The Boswellians' Top 5 Books of 2022 - Part Three

Another day, another handful of top 5 books. What a wonderful thing!
These three booksellers off up a wide variety of great reads.

Tim McCarthy is one of our more prolific book recommenders. With more than 100 recs on his staff rec page, you know that he's drawing up his top 5 from a long list of great books. Here are his faves this year.

#1 Sea of Tranquility by Emily St John Mandel. Tim writes: "I'm trying to understand why Mandel's writing casts a spell on me. I don’t have a complete answer, but I’ve decided on this: her style is steady and beautiful, she’s smart without sounding pretentious, and her characters feel true. There's a flesh and blood intimacy about them that makes me feel safe in their world, even as we’re brought to the edge of catastrophe. When tragedy comes, I want to face it with these fictional people. This novel builds on The Glass Hotel (which I loved!) and Station Eleven (which I now must read!). It brings the past and future together as if connections across time are waiting to be discovered. It throws our reality into doubt by questioning how we came to be, and it shows us that technology will never hide our humanity. I’ll forgo the summary and just say that Mandel has created a dazzling story with humble simplicity, then tied it tight with a perfect ending."

#2 Path Lit by Lightning: The Life of Jim Thorpe by David Maraniss. Tim writes: "Swedish King Gustav V apparently told Jim Thorpe, as he handed him a gold medal at the 1912 Stockholm Olympics, that he was “the most wonderful athlete in the world.” Thorpe was certainly admired and sought after worldwide for his unmatched athleticism and talent. Everyone wanted to see him, wherever he went. He was on World Series teams, he was there at the inception of the NFL, and later he had many small Hollywood film roles, befriending the biggest stars of the day. Thorpe was often used as a novelty as well, a drawing card constantly subject to racial stereotypes, and as time passed he became more actively involved with indigenous people’s rights. As a man, Jim Thorpe had serious human flaws and struggled constantly to succeed, but he was personally kind and generous, offering a huge smile to all. He never seemed inclined to pity himself or stop chasing his dreams. The extraordinary details of his life, including many connections to Wisconsin and Milwaukee, are endlessly fascinating, and Maraniss makes them exceptionally smooth reading. He wraps Thorpe's life into the story of America, and he’s blunt about our cruel contradictions in such an intelligent way that my progressive anger feels completely validated. This is a top-flight history lesson that separates the truth from the myth of a legendary and iconic American!"

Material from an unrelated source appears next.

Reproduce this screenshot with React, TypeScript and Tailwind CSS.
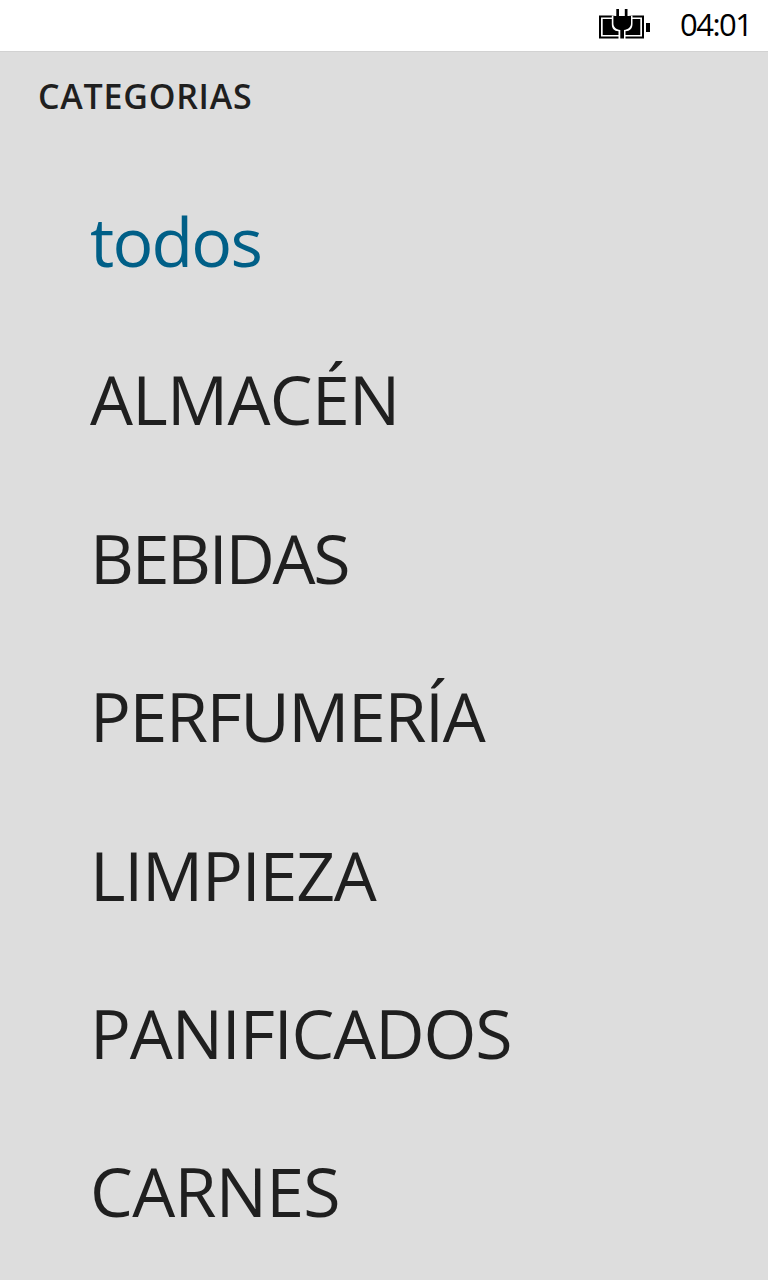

#3 The Witches of Moonshyne Manor by Bianca Marais. Tim's write-up: "Oh, man! By that I mean oh, how does a man review a book like this!? Let's start (and end) with the fact that I loved every minute. I loved the characters, and the plot twists, and the very verbal crow. Most of all, I loved the sense that Marais was having as much fun writing as I was reading about a sisterhood of glorious old witches with a long history in a town that’s been mostly ok with them, until something changes. Now their manor and their popular distillery are being attacked by a mob of irrational townsmen (go figure), and reliving their own tragic past could offer them either salvation or destruction. They’re not sure which. Enter the Mayor’s spiky-haired teenage daughter and her dog named Ruth Bader Ginsburg and you’ve got the setup for a lovely riot. So take a break from our very strange real world and pour yourself into this spellbound concoction of laughter and full-blown feminist power, mixed with suspense and dashes of potent wisdom likely to fly into my thoughts forevermore."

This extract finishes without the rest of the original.